Solution 3: Use a partial

This solution is essentially the same as the previous solution, but it uses existing Python tools to accomplish the same task. The partial function simplifies a function's signature by capturing (or "freezing") some of the function's parameters and returning a function with fewer parameters.

Below, lambda x: x is reduced from a one-parameter function to a zero-parameter function by using partial to freeze x with the value of my_var. Thus, the value of my_var is captured, and the factory method is not affected by changes to my_var:

from collections import defaultdict
from functools import partial

my_var = True
my_partial = partial(lambda x: x, my_var)

my_dict = defaultdict(my_partial)
print(my_dict.items())  # dict_items([])

print(my_dict[1])       # True
print(my_dict.items())  # dict_items([(1, True)])

my_var = False

print(my_dict[2])       # True
print(my_dict.items())  # dict_items([(1, True), (2, True)])
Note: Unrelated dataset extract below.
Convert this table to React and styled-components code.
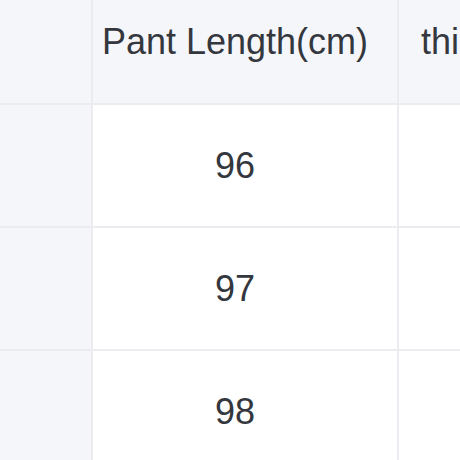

Solution 4: Use a dedicated variable

Copy the desired variable value to a new variable, and use the new variable in the factory method instead. Don't touch the new variable ever again.

Of all the solutions here, I can't believe I didn't come up with this one myself. My best friend was the one to suggest it! After all, if the program requires its defaultdict's factory method to return a static value, why would it deliberately reference a variable that gets modified?

from collections import defaultdict

my_var = True
dedicated_var = my_var

my_dict = defaultdict(lambda: dedicated_var)
print(my_dict.items())  # dict_items([])

print(my_dict[1])       # True
print(my_dict.items())  # dict_items([(1, True)])

my_var = False

print(my_dict[2])       # True
print(my_dict.items())  # dict_items([(1, True), (2, True)])

Also, this solution comes with an important caveat: make sure to perform a deep copy when working with mutable objects. Otherwise, you may unintentionally modify the value of your dedicated variable when modifying the original.

In the end, Python's late-binding closures are a cool feature even though they can wreak havoc on the unsuspecting developer. Keep an eye out for them, and you'll be okay!